§ **WHAT THE TASK ASKS**
Report the number of lines that include "this", with no additional text.

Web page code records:
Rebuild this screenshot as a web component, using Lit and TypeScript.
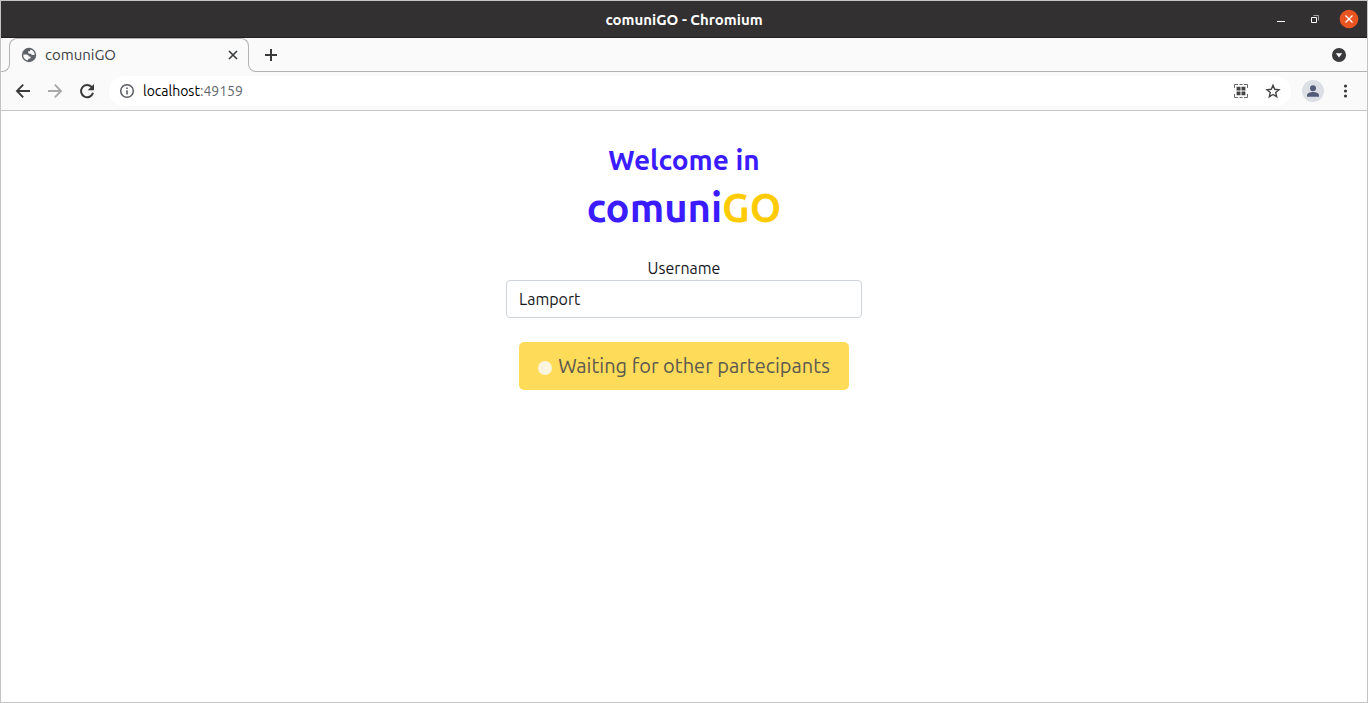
import { LitElement, html, css } from "lit";
import { customElement, property } from "lit/decorators.js";

@customElement("window-titlebar")
class WindowTitlebar extends LitElement {
  @property() heading = "";

  static styles = css`
    .bar {
      display: grid;
      grid-template-columns: 1fr auto 1fr;
      align-items: center;
      height: 37px;
      box-sizing: border-box;
      background: #323030;
      border-bottom: 1px solid #211f1f;
      color: #ffffff;
    }
    .title {
      grid-column: 2;
      margin: 0;
      padding-top: 2px;
      font-size: 15px;
      line-height: 20px;
      font-weight: 700;
    }
    .controls {
      display: flex;
      justify-content: flex-end;
      gap: 14px;
      padding-right: 8px;
    }
    button {
      display: block;
      width: 20px;
      height: 20px;
      padding: 0;
      border: 0;
      background: none;
    }
    svg {
      display: block;
    }
  `;

  render() {
    return html`
      <header class="bar">
        <h1 class="title">${this.heading}</h1>
        <div class="controls">
          <button aria-label="Minimize">
            <svg width="20" height="20"><path d="M6 12h8v1H6z" fill="#fff" /></svg>
          </button>
          <button aria-label="Restore">
            <svg width="20" height="20" fill="none">
              <path d="M8.500 6.500h5v5" stroke="#a5a4a4" />
              <path d="M6.500 8.500h5v5h-5z" stroke="#fff" />
            </svg>
          </button>
          <button aria-label="Close">
            <svg width="20" height="20">
              <circle cx="10" cy="10" r="9.300" fill="#e95420" />
              <path d="M6.500 6.500l7 7M13.500 6.500l-7 7" stroke="#fff" stroke-width="1.400" />
            </svg>
          </button>
        </div>
      </header>
    `;
  }
}

@customElement("browser-tabs")
class BrowserTabs extends LitElement {
  @property() heading = "";

  static styles = css`
    .strip {
      display: flex;
      height: 34px;
      background: #fafafa;
    }
    .edge {
      box-sizing: border-box;
      margin-top: 8px;
      border-bottom: 1px solid #b3b3b3;
    }
    .left {
      width: 9px;
      border-right: 1px solid #b3b3b3;
      border-bottom-right-radius: 8px;
    }
    .right {
      flex: 1;
      display: flex;
      align-items: flex-start;
      justify-content: space-between;
      margin-left: -1px;
      padding: 0 19px 0 13px;
      border-left: 1px solid #b3b3b3;
      border-bottom-left-radius: 8px;
    }
    .tab {
      box-sizing: border-box;
      display: flex;
      align-items: center;
      gap: 8px;
      width: 240px;
      height: 26px;
      margin-left: -1px;
      padding: 7px 7px 0 11px;
      border: 1px solid #b3b3b3;
      border-bottom: 0;
      border-radius: 8px 8px 0 0;
      color: #3c4043;
      font-size: 15px;
      line-height: 20px;
    }
    .name {
      flex: 1;
    }
    button {
      display: block;
      padding: 0;
      border: 0;
      background: none;
    }
    svg {
      display: block;
    }
  `;

  render() {
    return html`
      <div class="strip">
        <div class="edge left"></div>
        <div class="tab">
          <svg width="16" height="16" viewBox="0 0 16 16">
            <circle cx="8" cy="8" r="7.200" fill="#5f6368" />
            <path
              d="M2.300 7.600h2.900c1.400 0 2.400.7 2.600 1.900h1.700v2.100H7.700c-.2.900-.7 1.300-1.300 1.900A5.900 5.900 0 0 1 2.300 7.600z"
              fill="#fafafa"
            />
            <path
              d="M9.700 2.400l-.9 1.800H7.200v1.700l1.300.9h1.600l.5 1.300h1.600l1.500-.4c.1-2.500-1.500-4.600-4-5.300z"
              fill="#fafafa"
            />
          </svg>
          <span class="name">${this.heading}</span>
          <button aria-label="Close tab">
            <svg width="16" height="16">
              <path d="M4 4l8 8M12 4l-8 8" stroke="#3c4043" stroke-width="1.700" />
            </svg>
          </button>
        </div>
        <div class="edge right">
          <button aria-label="New tab">
            <svg width="18" height="18">
              <path d="M9 3v12M3 9h12" stroke="#3a3a3a" stroke-width="2" />
            </svg>
          </button>
          <button aria-label="Search tabs">
            <svg width="18" height="18">
              <circle cx="9" cy="9" r="7" fill="#3a3a3c" />
              <path d="M5.800 7.300h6.400L9 11.500z" fill="#fff" />
            </svg>
          </button>
        </div>
      </div>
    `;
  }
}

@customElement("browser-toolbar")
class BrowserToolbar extends LitElement {
  static styles = css`
    .bar {
      display: flex;
      align-items: center;
      height: 39px;
      box-sizing: border-box;
      padding: 0 11px 0 12px;
      background: #fafafa;
      border-bottom: 1px solid #c6c6c6;
    }
    .nav {
      display: flex;
      gap: 12px;
      margin-right: 12px;
    }
    .omnibox {
      flex: 1;
      display: flex;
      align-items: center;
      height: 30px;
      box-sizing: border-box;
      padding: 0 8px;
      gap: 6px;
      border-radius: 15px;
      background: #ffffff;
    }
    .url {
      flex: 1;
      font-size: 14px;
      line-height: 20px;
      color: #62666c;
    }
    .host {
      color: #000000;
    }
    .actions {
      display: flex;
      gap: 12px;
    }
    .menu {
      display: flex;
      align-items: center;
      gap: 12px;
      margin-left: 11px;
    }
    button {
      display: block;
      padding: 0;
      border: 0;
      background: none;
    }
    svg {
      display: block;
    }
  `;

  render() {
    return html`
      <nav class="bar">
        <div class="nav">
          <button aria-label="Back">
            <svg width="20" height="20" fill="none" stroke="#3a3a3a" stroke-width="1.900">
              <path d="M17 10H4.500M10.200 3.700L4 10l6.200 6.300" />
            </svg>
          </button>
          <button aria-label="Forward">
            <svg width="20" height="20" fill="none" stroke="#a9a9a9" stroke-width="1.900">
              <path d="M3 10h12.500M9.800 3.700L16 10l-6.200 6.300" />
            </svg>
          </button>
          <button aria-label="Reload">
            <svg width="20" height="20" fill="none">
              <path d="M14.600 6A6.100 6.100 0 1 0 16 11.800" stroke="#3a3a3a" stroke-width="2" />
              <path d="M17 3v6.300h-6.300z" fill="#3a3a3a" />
            </svg>
          </button>
        </div>
        <div class="omnibox">
          <button aria-label="View site information">
            <svg width="20" height="20" fill="none">
              <circle cx="10" cy="10" r="6.300" stroke="#5a5d62" stroke-width="1.500" />
              <path d="M9.200 6.500h1.600v1.600H9.200zM9.200 9.200h1.600v4.300H9.200z" fill="#5a5d62" />
            </svg>
          </button>
          <span class="url"><span class="host">localhost</span>:49159</span>
          <div class="actions">
            <button aria-label="Create QR code">
              <svg width="20" height="20" fill="none">
                <path
                  d="M3.500 7V3.500H7M13 3.500h3.500V7M16.500 13v3.500H13M7 16.500H3.500V13M8.500 3.500h3M8.500 16.500h3"
                  stroke="#6a6a6a"
                />
                <path
                  d="M5.600 5.700h3.900v3.800H5.600zM10.500 5.700h3.900v3.800h-3.900zM5.600 10.500h3.900v3.800H5.600zM10.500 10.500h3.900v3.800h-3.900z"
                  fill="#444"
                />
              </svg>
            </button>
            <button aria-label="Bookmark this tab">
              <svg width="20" height="20" fill="none">
                <path
                  d="M10 4.300l1.700 4 4.300.4-3.300 2.800 1 4.200L10 13.500l-3.700 2.200 1-4.200L4 8.700l4.300-.4z"
                  stroke="#454545"
                  stroke-width="1.400"
                />
              </svg>
            </button>
          </div>
        </div>
        <div class="menu">
          <button aria-label="Profile">
            <svg width="22" height="22">
              <circle cx="11" cy="11" r="11" fill="#dcdfe6" />
              <circle cx="11" cy="8.200" r="3" fill="#535c78" />
              <path d="M5 16.700v-1.500c0-2.200 3.500-3.200 6-3.200s6 1 6 3.200v1.500z" fill="#535c78" />
            </svg>
          </button>
          <button aria-label="Menu">
            <svg width="20" height="20" fill="#3a3a3a">
              <circle cx="9.500" cy="5" r="1.600" />
              <circle cx="9.500" cy="10" r="1.600" />
              <circle cx="9.500" cy="15" r="1.600" />
            </svg>
          </button>
        </div>
      </nav>
    `;
  }
}

@customElement("welcome-page")
class WelcomePage extends LitElement {
  static styles = css`
    .page {
      display: flex;
      flex-direction: column;
      align-items: center;
      padding: 32px 12px;
      color: #15181c;
      text-align: center;
    }
    h2 {
      margin: 0;
      color: #3a1cff;
      font-size: 28px;
      line-height: 33px;
      font-weight: 600;
    }
    .brand {
      margin-top: 8px;
      font-size: 40px;
      line-height: 48px;
    }
    .accent {
      color: #ffcb05;
    }
    form {
      display: flex;
      flex-direction: column;
      align-items: center;
      width: 100%;
      max-width: 356px;
      margin-top: 24px;
      font-size: 16px;
      line-height: 24px;
    }
    input {
      box-sizing: border-box;
      width: 100%;
      height: 38px;
      padding: 6px 12px;
      border: 1px solid #ced4da;
      border-radius: 4px;
      background: #ffffff;
      color: #15181c;
      font: inherit;
    }
    .submit {
      display: flex;
      align-items: center;
      gap: 6px;
      margin-top: 24px;
      padding: 8px 19px;
      border: 0;
      border-radius: 5px;
      background: #ffdb5a;
      color: #5b594f;
      font-family: inherit;
      font-size: 20px;
      line-height: 32px;
      white-space: nowrap;
    }
    .spinner {
      width: 14px;
      height: 14px;
      margin-top: 3px;
      border-radius: 50%;
      background: #fcf5de;
    }
  `;

  render() {
    return html`
      <main class="page">
        <h2>Welcome in</h2>
        <h2 class="brand">comuni<span class="accent">GO</span></h2>
        <form>
          <label for="username">Username</label>
          <input id="username" type="text" .value=${"Lamport"} />
          <button class="submit" type="submit" disabled>
            <span class="spinner"></span>
            <span>Waiting for other partecipants</span>
          </button>
        </form>
      </main>
    `;
  }
}

@customElement("app-root")
class AppRoot extends LitElement {
  static styles = css`
    :host {
      display: block;
      box-sizing: border-box;
      min-height: 100vh;
      border: 1px solid #c4c4c4;
      background: #ffffff;
      font-family: Ubuntu, "Noto Sans", "Open Sans", sans-serif;
    }
  `;

  render() {
    return html`
      <window-titlebar heading="comuniGO - Chromium"></window-titlebar>
      <browser-tabs heading="comuniGO"></browser-tabs>
      <browser-toolbar></browser-toolbar>
      <welcome-page></welcome-page>
    `;
  }
}
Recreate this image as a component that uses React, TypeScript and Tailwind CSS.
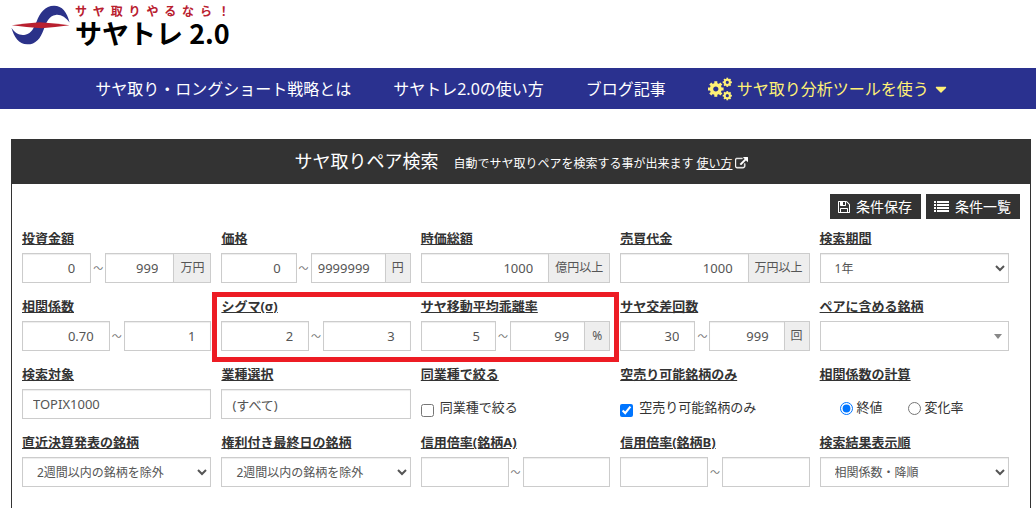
import React from 'react';
import { FaCaretDown } from 'react-icons/fa';

interface FieldProps {
  label: string;
  htmlFor?: string;
  children: React.ReactNode;
}

interface RangeProps {
  id: string;
  label: string;
  min?: string;
  max?: string;
  unit?: string;
}

interface SelectProps {
  id: string;
  label: string;
  options: string[];
}

const inputClass =
  'h-[30px] w-full min-w-0 flex-1 border border-[#ccc] bg-white pl-[6px] pr-[15px] text-right text-[13px] text-[#555] shadow-[inset_0_1px_1px_rgba(0,0,0,0.075)] outline-none';
const textClass =
  'block h-[30px] w-full border border-[#ccc] bg-white px-[10px] text-[13px] text-[#555] shadow-[inset_0_1px_1px_rgba(0,0,0,0.075)] outline-none';
const selectClass =
  'block h-[30px] w-full border border-[#ccc] bg-white px-[10px] text-[12px] text-[#555] shadow-[inset_0_1px_1px_rgba(0,0,0,0.075)] outline-none';
const buttonClass = 'flex h-[25px] items-center gap-[6px] bg-[#333] pr-[9px] pl-2';

function Field({ label, htmlFor, children }: FieldProps) {
  return (
    <div className="flex min-w-0 flex-col gap-[5px]">
      <label htmlFor={htmlFor} className="text-[13px] leading-5 font-bold underline">
        {label}
      </label>
      {children}
    </div>
  );
}

function Unit({ children }: { children: React.ReactNode }) {
  return (
    <span className="flex h-[30px] min-w-[25px] items-center justify-center border border-l-0 border-[#ccc] bg-[#eee] px-[6px] text-[12px] whitespace-nowrap text-[#555]">
      {children}
    </span>
  );
}

function RangeField({ id, label, min = '', max = '', unit }: RangeProps) {
  return (
    <Field label={label} htmlFor={id}>
      <div className="flex items-center">
        <input id={id} type="text" defaultValue={min} className={inputClass} />
        <span className="flex w-[14px] justify-center text-[10px] leading-none text-[#777]">～</span>
        <input type="text" aria-label={label} defaultValue={max} className={inputClass} />
        {unit && <Unit>{unit}</Unit>}
      </div>
    </Field>
  );
}

function AmountField({ id, label, unit }: { id: string; label: string; unit: string }) {
  return (
    <Field label={label} htmlFor={id}>
      <div className="flex">
        <input id={id} type="text" defaultValue="1000" className={inputClass} />
        <Unit>{unit}</Unit>
      </div>
    </Field>
  );
}

function SelectField({ id, label, options }: SelectProps) {
  return (
    <Field label={label} htmlFor={id}>
      <select id={id} className={selectClass}>
        {options.map((option) => (
          <option key={option}>{option}</option>
        ))}
      </select>
    </Field>
  );
}

function Logo() {
  return (
    <a href="#" className="flex items-start gap-[5px]">
      <svg viewBox="33 15 178 121" className="mt-[5px] h-10 w-[59px]" aria-hidden="true">
        <path
          fill="#2b3289"
          d="M34 84 C46 102 60 108 76 105 C96 101 102 84 110 66 C120 38 136 17 163 17 C188 17 202 36 210 68 C198 52 184 43 168 45 C148 48 140 66 132 88 C122 116 108 134 82 134 C56 134 42 112 34 84Z"
        />
        <path fill="#b9202f" d="M35 76 Q80 70 120 67 Q165 70 210 76 Q165 82 125 85 Q80 82 35 76Z" />
      </svg>
      <span className="flex flex-col font-['Noto_Sans_CJK_JP',sans-serif] font-bold">
        <span className="mt-[2px] text-[12px] leading-[18px] text-[#b9202f] [text-align-last:justify]">サヤ取りやるなら！</span>
        <span className="text-[27px] leading-[26px] text-black">サヤトレ 2.0</span>
      </span>
    </a>
  );
}

interface GearProps {
  x: number;
  y: number;
  r: number;
  ring: number;
  tooth: number;
  reach: number;
}

function Gear({ x, y, r, ring, tooth, reach }: GearProps) {
  return (
    <g transform={`translate(${x} ${y})`}>
      <circle r={r} fill="none" stroke="currentColor" strokeWidth={ring} />
      {[0, 45, 90, 135, 180, 225, 270, 315].map((angle) => (
        <rect key={angle} x={-tooth / 2} y={-reach} width={tooth} height={reach - r} fill="currentColor" transform={`rotate(${angle})`} />
      ))}
    </g>
  );
}

function CogsIcon() {
  return (
    <svg viewBox="0 0 24 24" className="mr-[5px] h-6 w-6" aria-hidden="true">
      <Gear x={7.8} y={12} r={4.3} ring={3.4} tooth={3} reach={7.8} />
      <Gear x={19.3} y={5.3} r={2.6} ring={2} tooth={1.8} reach={4.6} />
      <Gear x={19.3} y={18.7} r={2.6} ring={2} tooth={1.8} reach={4.6} />
    </svg>
  );
}

function SaveIcon() {
  return (
    <svg viewBox="128 128 1536 1536" className="h-3 w-3" fill="currentColor" aria-hidden="true">
      <path d="M512 1536h768v-384h-768v384zm896 0h128v-896q0-14-10-38.5t-20-34.5l-281-281q-10-10-34-20t-39-10v416q0 40-28 68t-68 28h-576q-40 0-68-28t-28-68v-416h-128v1280h128v-416q0-40 28-68t68-28h832q40 0 68 28t28 68v416zm-384-928v-320q0-13-9.5-22.5t-22.5-9.5h-192q-13 0-22.5 9.5t-9.5 22.5v320q0 13 9.5 22.5t22.5 9.5h192q13 0 22.5-9.5t9.5-22.5zm640 32v928q0 40-28 68t-68 28h-1344q-40 0-68-28t-28-68v-1344q0-40 28-68t68-28h928q40 0 88 20t76 48l280 280q28 28 48 76t20 88z" />
    </svg>
  );
}

function ExternalIcon() {
  return (
    <svg viewBox="0 0 1792 1792" className="h-[13px] w-[13px]" fill="currentColor" stroke="currentColor" strokeWidth="60" aria-hidden="true">
      <path d="M1408 928v320q0 119-84.5 203.5t-203.5 84.5h-832q-119 0-203.5-84.5t-84.5-203.5v-832q0-119 84.5-203.5t203.5-84.5h704q14 0 23 9t9 23v64q0 14-9 23t-23 9h-704q-66 0-113 47t-47 113v832q0 66 47 113t113 47h832q66 0 113-47t47-113v-320q0-14 9-23t23-9h64q14 0 23 9t9 23zm384-864v512q0 26-19 45t-45 19-45-19l-176-176-652 652q-10 10-23 10t-23-10l-114-114q-10-10-10-23t10-23l652-652-176-176q-19-19-19-45t19-45 45-19h512q26 0 45 19t19 45z" />
    </svg>
  );
}

function ListIcon() {
  return (
    <svg viewBox="0 0 15 12" className="h-3 w-[15px]" fill="currentColor" aria-hidden="true">
      {[0, 3, 6, 9].map((y) => (
        <g key={y}>
          <rect x="0" y={y} width="2" height="2" />
          <rect x="3" y={y} width="12" height="2" />
        </g>
      ))}
    </svg>
  );
}

export default function App() {
  return (
    <div className="flex min-h-screen flex-col bg-white font-['Noto_Sans','Noto_Sans_CJK_JP',sans-serif] text-[#333]">
      <header className="h-[68px] pl-[11px]">
        <Logo />
      </header>

      <nav className="flex h-[41px] items-center justify-center gap-[42px] bg-[#2a318f] pl-[9px] text-[16px] whitespace-nowrap text-white">
        <a href="#">サヤ取り・ロングショート戦略とは</a>
        <a href="#">サヤトレ2.0の使い方</a>
        <a href="#">ブログ記事</a>
        <a href="#" className="flex items-center text-[#fff176]">
          <CogsIcon />
          サヤ取り分析ツールを使う
          <FaCaretDown className="ml-[3px] h-[18px] w-[18px]" />
        </a>
      </nav>

      <section className="mt-[30px] mr-[5px] ml-[11px] grow border-x border-[#333]">
        <div className="flex h-[45px] items-center justify-center bg-[#333] text-white">
          <h1 className="text-[18px]">サヤ取りペア検索</h1>
          <p className="mt-1 ml-[15px] text-[12px]">自動でサヤ取りペアを検索する事が出来ます</p>
          <a href="#" className="mt-1 ml-[3px] flex items-center gap-[2px] text-[12px]">
            <span className="underline">使い方</span>
            <ExternalIcon />
          </a>
        </div>

        <div className="flex justify-end gap-[5px] px-[10px] pt-[10px] text-[14px] text-white">
          <button type="button" className={buttonClass}>
            <SaveIcon />
            条件保存
          </button>
          <button type="button" className={buttonClass}>
            <ListIcon />
            条件一覧
          </button>
        </div>

        <form className="relative mt-[9px] mr-[21px] ml-[10px] grid grid-cols-5 gap-x-[10px] gap-y-[13px]">
          <RangeField id="invest" label="投資金額" min="0" max="999" unit="万円" />
          <RangeField id="price" label="価格" min="0" max="9999999" unit="円" />
          <AmountField id="cap" label="時価総額" unit="億円以上" />
          <AmountField id="turnover" label="売買代金" unit="万円以上" />
          <SelectField id="period" label="検索期間" options={['1年']} />

          <RangeField id="correlation" label="相関係数" min="0.70" max="1" />
          <RangeField id="sigma" label="シグマ(σ)" min="2" max="3" />
          <RangeField id="deviation" label="サヤ移動平均乖離率" min="5" max="99" unit="%" />
          <RangeField id="cross" label="サヤ交差回数" min="30" max="999" unit="回" />
          <Field label="ペアに含める銘柄" htmlFor="pair">
            <div className="relative">
              <select id="pair" className="block h-[30px] w-full appearance-none border border-[#ccc] bg-white px-[10px] text-[12px] text-[#555] outline-none">
                <option value=""></option>
              </select>
              <svg viewBox="0 0 8 5" className="pointer-events-none absolute top-[13px] right-[7px] h-[5px] w-2" fill="#888" aria-hidden="true">
                <path d="M0 0h8L4 5z" />
              </svg>
            </div>
          </Field>

          <Field label="検索対象" htmlFor="target">
            <input id="target" type="text" defaultValue="TOPIX1000" className={textClass} />
          </Field>
          <Field label="業種選択" htmlFor="industry">
            <input id="industry" type="text" defaultValue="(すべて)" className={textClass} />
          </Field>
          <Field label="同業種で絞る" htmlFor="same">
            <div className="flex h-[30px] items-center gap-[6px] pt-2 text-[13px]">
              <input id="same" type="checkbox" className="mt-1 h-[13px] w-[13px]" />
              <label htmlFor="same">同業種で絞る</label>
            </div>
          </Field>
          <Field label="空売り可能銘柄のみ" htmlFor="short">
            <div className="flex h-[30px] items-center gap-[6px] pt-2 text-[13px]">
              <input id="short" type="checkbox" defaultChecked className="mt-1 h-[13px] w-[13px]" />
              <label htmlFor="short">空売り可能銘柄のみ</label>
            </div>
          </Field>
          <Field label="相関係数の計算" htmlFor="close">
            <div className="flex h-[30px] items-center gap-[25px] pt-2 pl-5 text-[13px]">
              <label className="flex items-center gap-1">
                <input id="close" type="radio" name="calc" defaultChecked className="h-[13px] w-[13px]" />
                終値
              </label>
              <label className="flex items-center gap-1">
                <input type="radio" name="calc" className="h-[13px] w-[13px]" />
                変化率
              </label>
            </div>
          </Field>

          <SelectField id="earnings" label="直近決算発表の銘柄" options={['2週間以内の銘柄を除外']} />
          <SelectField id="rights" label="権利付き最終日の銘柄" options={['2週間以内の銘柄を除外']} />
          <RangeField id="margin-a" label="信用倍率(銘柄A)" />
          <RangeField id="margin-b" label="信用倍率(銘柄B)" />
          <SelectField id="order" label="検索結果表示順" options={['相関係数・降順']} />

          {/* highlight around the sigma and deviation fields */}
          <div className="pointer-events-none absolute -top-1 -right-[9px] -bottom-[11px] -left-[9px] col-start-2 col-end-4 row-start-2 row-end-3 border-5 border-[#ed1c24]" />
        </form>
      </section>
    </div>
  );
}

§ **TASK RESPONSE**
5